Pushing For Permanence
Martinez is among a handful of lawmakers - most from the states that would benefit - who are sponsoring or co-sponsoring a bill to make the deduction permanent.
"This is a matter of fairness. Most states have an income tax; Florida has a more progressive tax structure. Floridians deserve the same treatment when it comes to deductibility," said Martinez.
But the Center on Budget and Policy Priorities, which studies the impact of government policies on the poor, noted in a 2004 study that the sales tax deduction is only available to taxpayers who itemize their deductions - group that tends to be the higher-income taxpayers - rather than those who use the standard deduction.
In Florida, only 2.7 million of the state's 8.4 million federal taxpayers filed itemized returns in 2005, and 2.2 million Floridians took the sales tax deduction.
That means nearly three-fourths of Florida's federal taxpayers in 2005 saved nothing under this tax break.
Some say that it is unlikely that the break will ever be made permanent. The reason: It doesn't directly benefit the other 43 states and making it permanent has gained little attraction from lawmakers nationwide.

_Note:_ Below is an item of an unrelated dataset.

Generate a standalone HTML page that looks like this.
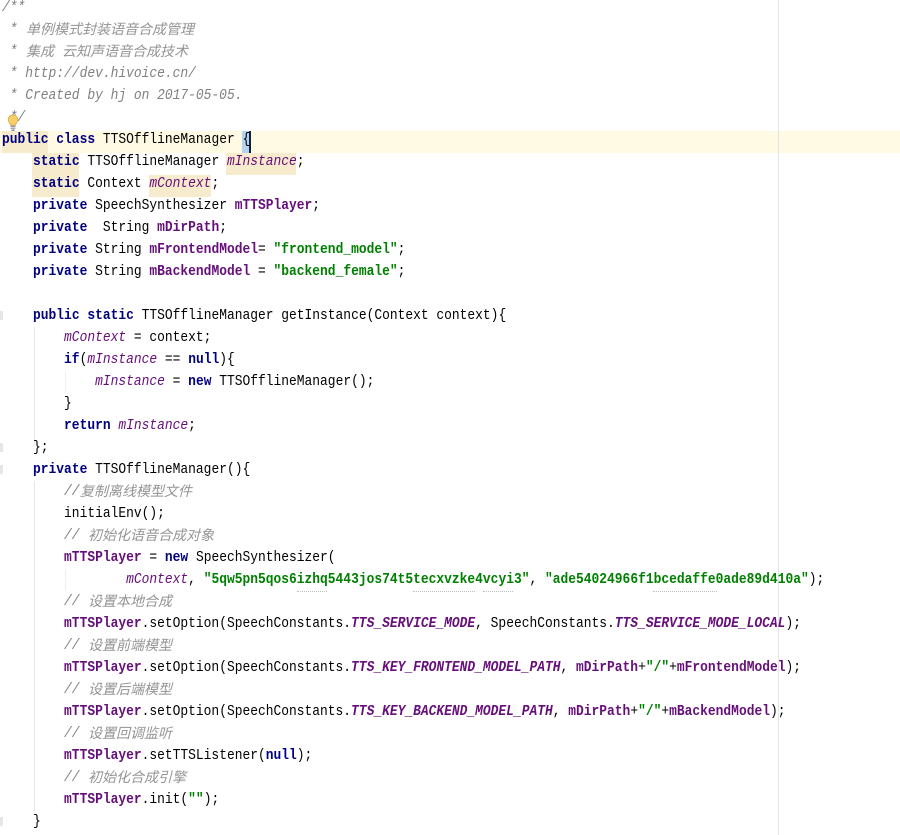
<!DOCTYPE html>
<html><head><meta charset="utf-8"><style>
html,body{margin:0;padding:0;background:#fff}
#p{position:relative;width:900px;height:835px;overflow:hidden;background:#fff}
.r{position:absolute}
pre{position:absolute;left:2px;top:-3px;margin:0;font:15px/22px "Liberation Mono",monospace;color:#000;transform:scaleX(.8617);transform-origin:0 0;white-space:pre}
.k{color:#000080;font-weight:bold}
.f{color:#660e7a;font-weight:bold}
.i{color:#660e7a;font-style:italic}
.s{color:#660e7a;font-weight:bold;font-style:italic}
.t{color:#008000;font-weight:bold}
.c{color:#808080;font-style:italic}
.z{position:absolute;font:italic 14px/22px "Noto Sans CJK SC","Liberation Sans",sans-serif;color:#949494;white-space:pre}
.w{position:absolute;top:591px;height:0;border-top:1px dotted #b8c4b8}
</style></head><body><div id="p">
<div class="r" style="left:0;top:131px;width:900px;height:22px;background:#fffae3"></div>
<div class="r" style="left:2px;top:131px;width:46px;height:22px;background:#f6ebcd"></div>
<div class="r" style="left:32px;top:153px;width:47px;height:44px;background:#f6ebcd"></div>
<div class="r" style="left:226px;top:153px;width:70px;height:22px;background:#f6ebcd"></div>
<div class="r" style="left:149px;top:175px;width:62px;height:22px;background:#f6ebcd"></div>
<div class="r" style="left:242px;top:131px;width:8px;height:22px;background:#b3d3ef"></div>
<div class="r" style="left:249px;top:131px;width:2px;height:22px;background:#12203a"></div>
<div class="r" style="left:778px;top:0;width:1px;height:835px;background:#e4e4e4"></div>
<div class="r" style="left:34px;top:327px;width:1px;height:118px;background:#e8e8e8"></div>
<div class="r" style="left:34px;top:481px;width:1px;height:330px;background:#e8e8e8"></div>
<div class="r" style="left:65px;top:371px;width:1px;height:22px;background:#eee"></div>
<div class="r" style="left:65px;top:569px;width:1px;height:22px;background:#eee"></div>
<div class="r" style="left:0;top:311px;width:3px;height:9px;background:#e6e6e6"></div>
<div class="r" style="left:0;top:443px;width:3px;height:9px;background:#e6e6e6"></div>
<div class="r" style="left:0;top:465px;width:3px;height:9px;background:#e6e6e6"></div>
<div class="r" style="left:0;top:817px;width:3px;height:9px;background:#e6e6e6"></div>
<div class="w" style="left:297px;width:30px"></div>
<div class="w" style="left:413px;width:62px"></div>
<div class="w" style="left:483px;width:30px"></div>
<div class="w" style="left:653px;width:64px"></div>
<pre><span class="c">/**
 * 
 * 
 * http://dev.hivoice.cn/
 * Created by hj on 2017-05-05.
 */</span>
<span class="k">public class</span> TTSOfflineManager {
    <span class="k">static</span> TTSOfflineManager <span class="i">mInstance</span>;
    <span class="k">static</span> Context <span class="i">mContext</span>;
    <span class="k">private</span> SpeechSynthesizer <span class="f">mTTSPlayer</span>;
    <span class="k">private</span>  String <span class="f">mDirPath</span>;
    <span class="k">private</span> String <span class="f">mFrontendModel</span>= <span class="t">"frontend_model"</span>;
    <span class="k">private</span> String <span class="f">mBackendModel</span> = <span class="t">"backend_female"</span>;

    <span class="k">public static</span> TTSOfflineManager getInstance(Context context){
        <span class="i">mContext</span> = context;
        <span class="k">if</span>(<span class="i">mInstance</span> == <span class="k">null</span>){
            <span class="i">mInstance</span> = <span class="k">new</span> TTSOfflineManager();
        }
        <span class="k">return</span> <span class="i">mInstance</span>;
    };
    <span class="k">private</span> TTSOfflineManager(){
        <span class="c">//</span>
        initialEnv();
        <span class="c">//</span>
        <span class="f">mTTSPlayer</span> = <span class="k">new</span> SpeechSynthesizer(
                <span class="i">mContext</span>, <span class="t">"5qw5pn5qos6izhq5443jos74t5tecxvzke4vcyi3"</span>, <span class="t">"ade54024966f1bcedaffe0ade89d410a"</span>);
        <span class="c">//</span>
        <span class="f">mTTSPlayer</span>.setOption(SpeechConstants.<span class="s">TTS_SERVICE_MODE</span>, SpeechConstants.<span class="s">TTS_SERVICE_MODE_LOCAL</span>);
        <span class="c">//</span>
        <span class="f">mTTSPlayer</span>.setOption(SpeechConstants.<span class="s">TTS_KEY_FRONTEND_MODEL_PATH</span>, <span class="f">mDirPath</span>+<span class="t">"/"</span>+<span class="f">mFrontendModel</span>);
        <span class="c">//</span>
        <span class="f">mTTSPlayer</span>.setOption(SpeechConstants.<span class="s">TTS_KEY_BACKEND_MODEL_PATH</span>, <span class="f">mDirPath</span>+<span class="t">"/"</span>+<span class="f">mBackendModel</span>);
        <span class="c">//</span>
        <span class="f">mTTSPlayer</span>.setTTSListener(<span class="k">null</span>);
        <span class="c">//</span>
        <span class="f">mTTSPlayer</span>.init(<span class="t">""</span>);
    }</pre>
<div class="z" style="left:26px;top:18px">单例模式封装语音合成管理</div>
<div class="z" style="left:26px;top:40px">集成</div>
<div class="z" style="left:62px;top:40px">云知声语音合成技术</div>
<div class="z" style="left:80px;top:480px">复制离线模型文件</div>
<div class="z" style="left:88px;top:524px">初始化语音合成对象</div>
<div class="z" style="left:88px;top:590px">设置本地合成</div>
<div class="z" style="left:88px;top:634px">设置前端模型</div>
<div class="z" style="left:88px;top:678px">设置后端模型</div>
<div class="z" style="left:88px;top:722px">设置回调监听</div>
<div class="z" style="left:88px;top:766px">初始化合成引擎</div>
<svg class="r" style="left:7px;top:114px" width="12" height="19" viewBox="0 0 12 19"><path d="M6 1C3 1 1.200 3 1.200 5.600c0 2.200 1.800 3.400 2.300 5.400h5c.5-2 2.300-3.200 2.300-5.400C10.800 3 9 1 6 1z" fill="#f7cf6a" stroke="#e0ac3c" stroke-width=".8"/><rect x="3.500" y="11.500" width="5" height="1.500" fill="#999"/><rect x="3.500" y="13.500" width="5" height="1.500" fill="#aaa"/><rect x="4.500" y="15.500" width="3" height="1.500" fill="#888"/></svg>
</div></body></html>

Chris Kinnan, a Bradenton native who is the Washington-based spokesman for Freedom Works, a group that advocates lower taxes, said a reason why the sales tax deduction likely will not be made permanent is that it has become "part of the gamesmanship, a chip to be used in the budgeting process."
This year, the language to renew the bill through 2008 is just one of several tax breaks expiring at year's-end that have been wrapped into one bill.
The House has already passed the measure, which included new tax revenue to offset the cuts so that the federal deficit doesn't grow.
But in the Senate, the measure was blocked by Republicans before lawmakers adjourned this month.
A spokeswoman for Senate Finance chairman Max Baucus, a Democrat from Montana, said the senator hopes to work with other lawmakers to complete quick action on a compromise he's proposed so that all the expiring tax provisions get extended.